+++ SOURCE EXCERPT

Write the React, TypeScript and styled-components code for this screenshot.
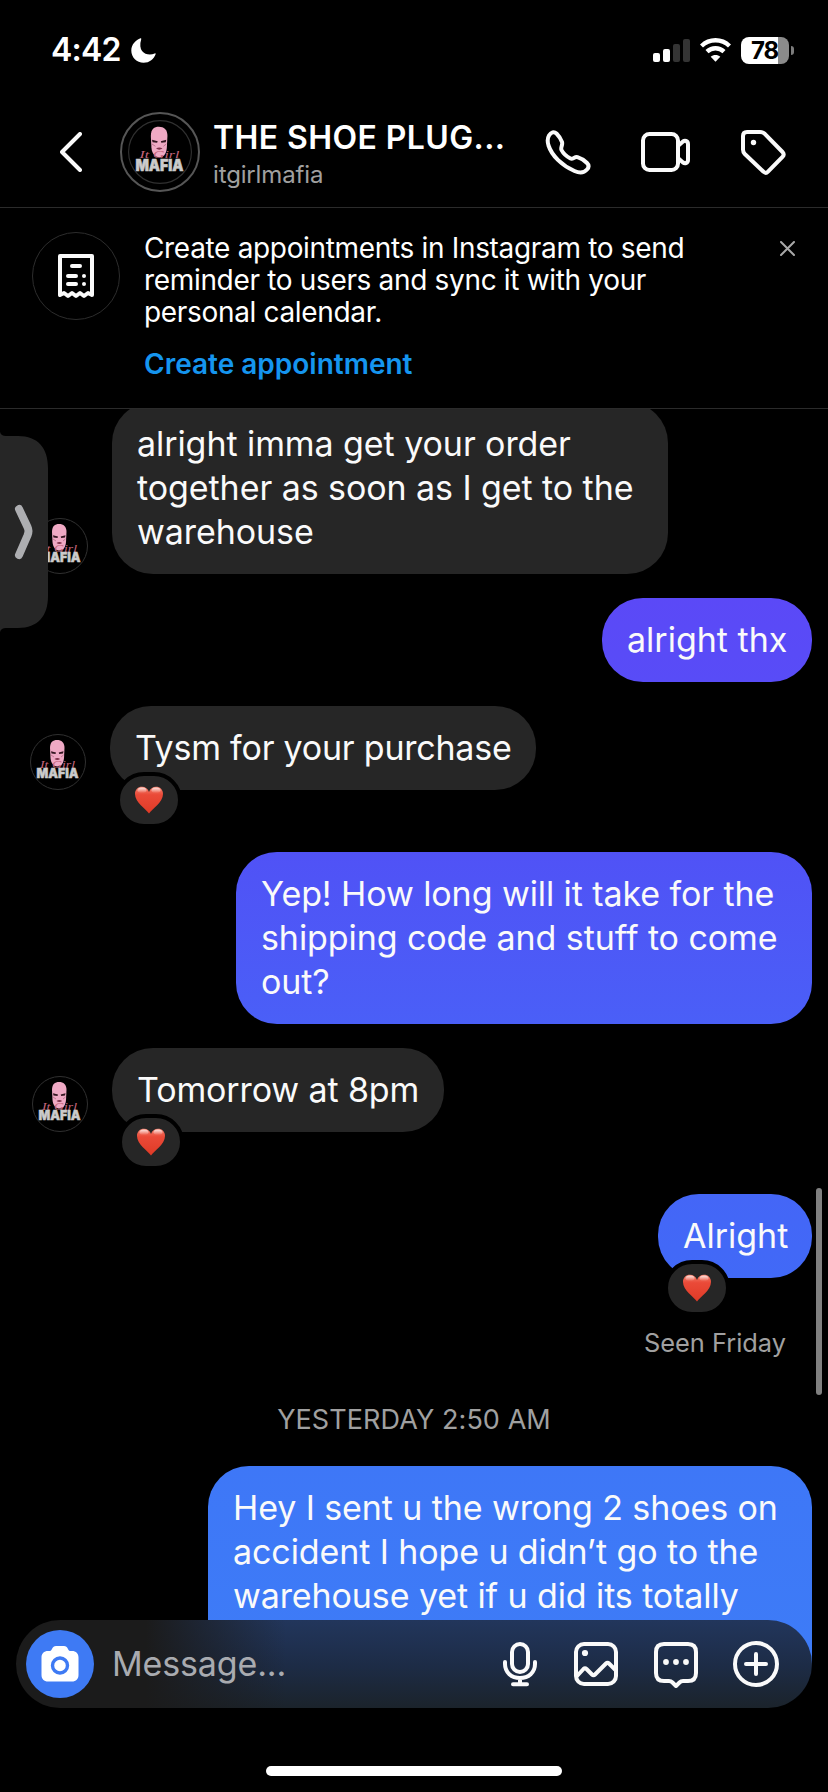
import React from "react";
import styled, { createGlobalStyle } from "styled-components";

const GlobalStyle = createGlobalStyle`
  *, *::before, *::after { box-sizing: border-box; }
  html, body { margin: 0; padding: 0; background: #000; }
  body { font-family: Inter, "Liberation Sans", sans-serif; color: #fff; }
  svg { display: block; flex: none; }
`;

const Screen = styled.main`
  position: relative;
  display: flex;
  flex-direction: column;
  width: 828px;
  height: 1792px;
  overflow: hidden;
  background: #000;
`;

const StatusBar = styled.div`
  display: flex;
  align-items: center;
  justify-content: space-between;
  height: 100px;
  padding: 0 34px 0 51px;
`;

const StatusGroup = styled.div<{ $gap: number }>`
  display: flex;
  align-items: center;
  gap: ${(p) => p.$gap}px;
`;

const Clock = styled.span`
  font-size: 32px;
  line-height: 40px;
  font-weight: 600;
  letter-spacing: -0.75px;
`;

const Battery = styled.div`
  position: relative;
  display: flex;
  align-items: center;
  justify-content: center;
  width: 48px;
  height: 27px;
  margin-right: 5px;
  border-radius: 8px;
  background: linear-gradient(90deg, #fff 37px, #8b8b8b 37px);
  color: #000;
  font-size: 24px;
  line-height: 27px;
  font-weight: 700;
  letter-spacing: -1px;
  padding-right: 1px;
  &::after {
    content: "";
    position: absolute;
    left: 50px;
    top: 9px;
    width: 3px;
    height: 9px;
    border-radius: 0 4px 4px 0;
    background: #7c7c7c;
  }
`;

const Header = styled.header`
  display: flex;
  align-items: center;
  height: 108px;
  padding: 0 42px 4px 60px;
  border-bottom: 1px solid #2b2b2b;
`;

const HeaderAvatar = styled.div`
  display: flex;
  align-items: center;
  justify-content: center;
  width: 80px;
  height: 80px;
  margin-left: 38px;
  border: 2px solid #565656;
  border-radius: 50%;
`;

const Names = styled.div`
  flex: 1;
  margin-left: 13px;
  padding-top: 5px;
  white-space: nowrap;
`;

const Title = styled.h1`
  margin: 0;
  font-size: 32px;
  line-height: 40px;
  font-weight: 600;
  letter-spacing: 0.4px;
`;

const Username = styled.div`
  font-size: 24px;
  line-height: 33px;
  letter-spacing: -0.15px;
  color: #a0a0a0;
`;

const HeaderActions = styled.div`
  display: flex;
  align-items: center;
  gap: 50px;
`;

const Banner = styled.section`
  display: flex;
  align-items: flex-start;
  height: 201px;
  padding: 24px 33px 0 32px;
  border-bottom: 1px solid #2b2b2b;
`;

const BannerIcon = styled.div`
  display: flex;
  align-items: center;
  justify-content: center;
  width: 88px;
  height: 88px;
  border: 1px solid #2d2d2d;
  border-radius: 50%;
`;

const BannerBody = styled.div`
  flex: 1;
  margin-left: 24px;
  white-space: nowrap;
`;

const BannerText = styled.p`
  margin: 0 0 20px;
  font-size: 28px;
  line-height: 32px;
  letter-spacing: -0.33px;
`;

const BannerLink = styled.a`
  display: block;
  font-size: 28px;
  line-height: 32px;
  font-weight: 600;
  color: #1595ef;
`;

const BannerClose = styled.div`
  padding-top: 9px;
`;

const Thread = styled.section`
  flex: none;
  display: flex;
  flex-direction: column;
  height: 1255px;
  overflow: hidden;
`;

const Row = styled.div<{ $out?: boolean; $top: number; $left?: number }>`
  flex: none;
  display: flex;
  align-items: flex-end;
  justify-content: ${(p) => (p.$out ? "flex-end" : "flex-start")};
  gap: 24px;
  margin-top: ${(p) => p.$top}px;
  padding: 0 16px 0 ${(p) => p.$left ?? 32}px;
`;

const Bubble = styled.div<{ $bg?: string; $width: number; $spacing?: number; $lines?: number }>`
  position: relative;
  width: ${(p) => p.$width}px;
  height: ${(p) => (p.$lines ?? 1) * 44 + 40}px;
  padding: 20px 0 20px 25px;
  border-radius: 41px;
  background: ${(p) => p.$bg ?? "#262626"};
  font-size: 34px;
  line-height: 44px;
  letter-spacing: ${(p) => p.$spacing ?? 0}px;
  white-space: nowrap;
  color: #fafafa;
`;

const Reaction = styled.div`
  position: absolute;
  left: 6px;
  top: 66px;
  display: flex;
  align-items: center;
  justify-content: center;
  width: 66px;
  height: 56px;
  border: 4px solid #000;
  border-radius: 28px;
  background: #262626;
`;

const Seen = styled.div`
  flex: none;
  margin-top: 48px;
  padding-right: 42px;
  text-align: right;
  font-size: 25.4px;
  line-height: 34px;
  color: #a0a0a0;
`;

const DateLabel = styled.div`
  flex: none;
  margin-top: 43px;
  text-align: center;
  font-size: 27px;
  line-height: 34px;
  letter-spacing: 0.08px;
  color: #a0a0a0;
`;

const Composer = styled.footer`
  position: relative;
  flex: none;
  display: flex;
  align-items: center;
  height: 88px;
  margin: -44px 16px 0;
  padding: 0 33px 0 10px;
  border-radius: 44px;
  background:
    linear-gradient(90deg, #1b1b1b 0, #1b1b1b 130px, rgba(27, 27, 27, 0) 270px),
    linear-gradient(180deg, #22365c 0%, #1d2c47 50%, #1b232b 100%);
`;

const Camera = styled.div`
  display: flex;
  align-items: center;
  justify-content: center;
  width: 68px;
  height: 68px;
  border-radius: 50%;
  background: #3e7af4;
`;

const Placeholder = styled.span`
  flex: 1;
  margin-left: 18px;
  font-size: 34px;
  line-height: 44px;
  letter-spacing: -0.15px;
  color: #a9abb0;
`;

const ComposerIcons = styled.div`
  display: flex;
  align-items: center;
  gap: 34px;
`;

const HomeIndicator = styled.div`
  flex: none;
  width: 296px;
  height: 10px;
  margin: 58px auto 0;
  border-radius: 5px;
  background: #fff;
`;

const SideTab = styled.div`
  position: absolute;
  left: 0;
  top: 432px;
`;

const ScrollThumb = styled.div`
  position: absolute;
  right: 6px;
  top: 1188px;
  width: 6px;
  height: 207px;
  border-radius: 3px;
  background: #808080;
`;

const Logo = ({ size }: { size: number }) => (
  <svg width={size} height={size} viewBox="0 0 56 56">
    <circle cx="28" cy="28" r="27.5" fill="#000" stroke="#303030" />
    <path d="M20 14 C20 8 23 6 27 6 C31.500 6 34.500 8.500 34.500 14 L34 24 C33.500 30 31 32.500 27.500 32.500 C24 32.500 21 30 20.500 24 Z" fill="#efa9c4" />
    <path d="M21 17.300 L26 18.500 L25.500 20 L21.500 19.500 Z M33.500 17.300 L28.700 18.500 L29.200 20 L33 19.500 Z" fill="#32141f" />
    <path d="M24.500 25 Q27.300 23 30.200 25 Q27.300 27 24.500 25 Z" fill="#7c3048" />
    <path d="M21 21 L24 23 M33.500 21 L31 23" stroke="#b86d89" strokeWidth="0.800" />
    <text x="10" y="33.500" fontFamily="Liberation Serif, serif" fontStyle="italic" fontSize="9.500" fill="#c4657c" textLength="35" lengthAdjust="spacingAndGlyphs">It Girl</text>
    <text x="6.500" y="44.300" fontFamily="Inter, sans-serif" fontWeight="900" fontSize="13.500" fill="#cbcbcb" stroke="#cbcbcb" strokeWidth="0.500" textLength="42" lengthAdjust="spacingAndGlyphs">MAFIA</text>
  </svg>
);

const Heart = () => (
  <svg width="28" height="28" viewBox="0 0 28 28">
    <defs>
      <linearGradient id="heartFill" x1="0" y1="0" x2="0" y2="1">
        <stop offset="0" stopColor="#f4826f" />
        <stop offset="0.300" stopColor="#ea4a38" />
        <stop offset="1" stopColor="#e03a26" />
      </linearGradient>
      <linearGradient id="heartShine" x1="0" y1="0" x2="0" y2="1">
        <stop offset="0" stopColor="#fff" stopOpacity="0.800" />
        <stop offset="1" stopColor="#fff" stopOpacity="0" />
      </linearGradient>
    </defs>
    <path d="M14 27.500 C11 23 0 16.500 0 8 C0 3.500 3 0.800 7 0.800 C10.300 0.800 13 2.800 14 6 C15 2.800 17.700 0.800 21 0.800 C25 0.800 28 3.500 28 8 C28 16.500 17 23 14 27.500 Z" fill="url(#heartFill)" />
    <ellipse cx="7" cy="4.200" rx="4.500" ry="2.800" fill="url(#heartShine)" />
    <ellipse cx="21" cy="4.200" rx="4.500" ry="2.800" fill="url(#heartShine)" />
  </svg>
);

const line = { fill: "none", stroke: "#fafafa", strokeWidth: 4, strokeLinecap: "round", strokeLinejoin: "round" } as const;

export default function App() {
  return (
    <Screen>
      <GlobalStyle />
      <StatusBar>
        <StatusGroup $gap={10}>
          <Clock>4:42</Clock>
          <svg width="25" height="25" viewBox="0 0 25 25">
            <path d="M9.500 0.200 C5 1.700 0.300 6.300 0.300 12.500 C0.300 19.500 5.800 24.800 12.600 24.800 C18.500 24.800 23 21 24.700 16 C24.800 15.400 24.300 15.100 23.700 15.400 C17.300 18.300 6 15.500 10.200 1.200 C10.400 0.500 10 0 9.500 0.200 Z" fill="#fff" />
          </svg>
        </StatusGroup>
        <StatusGroup $gap={10}>
          <svg width="37" height="25" viewBox="0 0 37 25">
            <rect x="0" y="15" width="7" height="9" rx="2" fill="#fff" />
            <rect x="10" y="11" width="7" height="13" rx="2" fill="#fff" />
            <rect x="20" y="6" width="7" height="18" rx="2" fill="#343434" />
            <rect x="30" y="1" width="7" height="23" rx="2" fill="#343434" />
          </svg>
          <svg width="31" height="25" viewBox="0 0 31 25">
            <path d="M1.500 8 C9.500 0.400 21.500 0.400 29.500 8" fill="none" stroke="#fff" strokeWidth="4.400" />
            <path d="M7 13.700 C12 9 19 9 24 13.700" fill="none" stroke="#fff" strokeWidth="4.400" />
            <path d="M10.700 18.800 C13.300 16.300 17.700 16.300 20.300 18.800 L15.500 23.800 Z" fill="#fff" />
          </svg>
          <Battery>78</Battery>
        </StatusGroup>
      </StatusBar>

      <Header>
        <svg width="22" height="40" viewBox="0 0 22 40">
          <path d="M20 2 L2 20 L20 38" {...line} />
        </svg>
        <HeaderAvatar>
          <Logo size={64} />
        </HeaderAvatar>
        <Names>
          <Title>THE SHOE PLUG...</Title>
          <Username>itgirlmafia</Username>
        </Names>
        <HeaderActions>
          <svg width="46" height="46" viewBox="0 0 46 46">
            <path d="M4 6.500 C6 3 9 2.200 11.500 4.500 C14 7 15.800 10 17 13 C18 16 15.300 18.500 16.500 21 C18.500 25 21.500 27.500 25.500 29.500 C28 30.500 29.500 27.500 32.500 28.200 C36 29.300 39.500 31.500 42 34 C44 36 43.800 38.500 42 40.500 C38.500 44.500 34 44 29.500 42 C17 36.500 7 27 3.500 16.500 C2.300 12.500 2.200 9.500 4 6.500 Z" {...line} />
          </svg>
          <svg width="49" height="46" viewBox="0 0 49 46">
            <rect x="2" y="5" width="35" height="36" rx="6.500" {...line} />
            <path d="M37.500 16.500 L42 12.500 Q43.500 11.500 45 12 Q47 12.700 47 15 V31 Q47 33.300 45 34 Q43.500 34.500 42 33.500 L37.500 29.500" {...line} />
          </svg>
          <svg width="46" height="46" viewBox="0 0 46 46">
            <path d="M7 3 H20 C22 3 23.300 3.500 24.800 4.800 L42.500 23 C44.200 24.800 44.200 26 42.500 27.800 L28 42.700 C26.500 44.200 25 44.200 23.500 42.700 L4.800 25 C3.600 23.800 3 22.500 3 20.500 V7 C3 4.500 4.500 3 7 3 Z" {...line} />
            <circle cx="13.500" cy="13.500" r="2.700" fill="#fafafa" />
          </svg>
        </HeaderActions>
      </Header>

      <Banner>
        <BannerIcon>
          <svg width="36" height="45" viewBox="0 0 36 45">
            <path d="M2 41 V2 H34 V41 L30 39 L26 42 L22 39 L18 42 L14 39 L10 42 L6 39 Z" {...line} />
            <path d="M14 12 H22 M10 22 H18 M10 30 H18" {...line} />
            <circle cx="26" cy="22" r="2" fill="#fafafa" />
            <circle cx="26" cy="30" r="2" fill="#fafafa" />
          </svg>
        </BannerIcon>
        <BannerBody>
          <BannerText>
            Create appointments in Instagram to send
            <br />
            reminder to users and sync it with your
            <br />
            personal calendar.
          </BannerText>
          <BannerLink>Create appointment</BannerLink>
        </BannerBody>
        <BannerClose>
          <svg width="15" height="15" viewBox="0 0 15 15">
            <path d="M1 1 L14 14 M14 1 L1 14" stroke="#a8a8a8" strokeWidth="2" strokeLinecap="round" />
          </svg>
        </BannerClose>
      </Banner>

      <Thread>
        <Row $top={-7}>
          <Logo size={56} />
          <Bubble $width={556} $lines={3} $spacing={-0.07}>
            alright imma get your order
            <br />
            together as soon as I get to the
            <br />
            warehouse
          </Bubble>
        </Row>
        <Row $out $top={24}>
          <Bubble $width={210} $bg="linear-gradient(#5b49f7, #584cf7)">alright thx</Bubble>
        </Row>
        <Row $top={24} $left={30}>
          <Logo size={56} />
          <Bubble $width={426} $spacing={-0.22}>
            Tysm for your purchase
            <Reaction><Heart /></Reaction>
          </Bubble>
        </Row>
        <Row $out $top={62}>
          <Bubble $width={576} $lines={3} $spacing={-0.08} $bg="linear-gradient(#5052f6, #4a5ff7)">
            Yep! How long will it take for the
            <br />
            shipping code and stuff to come
            <br />
            out?
          </Bubble>
        </Row>
        <Row $top={24}>
          <Logo size={56} />
          <Bubble $width={332} $spacing={-0.12}>
            Tomorrow at 8pm
            <Reaction><Heart /></Reaction>
          </Bubble>
        </Row>
        <Row $out $top={62}>
          <Bubble $width={154} $bg="linear-gradient(#4466f7, #4169f7)">
            Alright
            <Reaction><Heart /></Reaction>
          </Bubble>
        </Row>
        <Seen>Seen Friday</Seen>
        <DateLabel>YESTERDAY 2:50 AM</DateLabel>
        <Row $out $top={29}>
          <Bubble $width={604} $lines={5} $spacing={-0.1} $bg="linear-gradient(#3e77f7, #3d7df7)">
            Hey I sent u the wrong 2 shoes on
            <br />
            accident I hope u didn’t go to the
            <br />
            warehouse yet if u did its totally
          </Bubble>
        </Row>
      </Thread>

      <Composer>
        <Camera>
          <svg width="38" height="36" viewBox="0 0 38 36">
            <path d="M7 5 H9 C11 5 11 0 15 0 H23 C27 0 27 5 29 5 H31 C35 5 37.500 7.500 37.500 11.500 V29 C37.500 33 35 35.500 31 35.500 H7 C3 35.500 0.500 33 0.500 29 V11.500 C0.500 7.500 3 5 7 5 Z" fill="#fff" />
            <circle cx="19" cy="19.500" r="7.500" fill="none" stroke="#3e7af4" strokeWidth="3.400" />
          </svg>
        </Camera>
        <Placeholder>Message...</Placeholder>
        <ComposerIcons>
          <svg width="38" height="48" viewBox="0 0 38 48">
            <rect x="11" y="4" width="16" height="28" rx="8" {...line} />
            <path d="M4 22 V24 C4 32.500 10.500 38 19 38 C27.500 38 34 32.500 34 24 V22 M19 38 V44 M12 44.200 H26" {...line} />
          </svg>
          <svg width="46" height="48" viewBox="0 0 46 48">
            <rect x="3" y="4" width="40" height="40" rx="8" {...line} />
            <circle cx="12" cy="13" r="3.100" fill="#fafafa" />
            <path d="M4 36 L10.500 29 Q12 27.500 13.500 29 L19 34.500 Q20.500 36 22 34.500 L33 23.500 Q34.500 22 36 23.500 L42 29.500" {...line} />
          </svg>
          <svg width="46" height="48" viewBox="0 0 46 48">
            <path d="M11 4 H35 C40.500 4 43 7 43 12 V33 C43 38.500 40 41 35 41 H30 C28.500 41 27.500 41.500 26.500 42.500 L23 46 L19.500 42.500 C18.500 41.500 17.500 41 16 41 H11 C5.500 41 3 38.500 3 33 V12 C3 7 5.500 4 11 4 Z" {...line} />
            <circle cx="13" cy="22" r="2.900" fill="#fafafa" />
            <circle cx="23" cy="22" r="2.900" fill="#fafafa" />
            <circle cx="33" cy="22" r="2.900" fill="#fafafa" />
          </svg>
          <svg width="46" height="48" viewBox="0 0 46 48">
            <circle cx="23" cy="24" r="21" {...line} />
            <path d="M23 14 V34 M13 24 H33" {...line} />
          </svg>
        </ComposerIcons>
      </Composer>
      <HomeIndicator />

      <SideTab>
        <svg width="48" height="200" viewBox="0 0 48 200">
          <path d="M0 0 Q1 4 6 4 H18 C38 4 48 16 48 36 V164 C48 184 38 196 18 196 H6 Q1 196 0 200 Z" fill="#262626" />
          <path d="M19 77 L27.500 95 Q28.500 97.500 28.500 99 Q28.500 101 27.500 103.500 L19 123" fill="none" stroke="#adaeb1" strokeWidth="8" strokeLinecap="round" strokeLinejoin="round" />
        </svg>
      </SideTab>
      <ScrollThumb />
    </Screen>
  );
}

++++++

EXERCISE DIRECTIONS:
Isolate the lines that hold the word "code" and copy all of them.

EXERCISE ANSWER:
Write the React, TypeScript and styled-components code for this screenshot.
            shipping code and stuff to come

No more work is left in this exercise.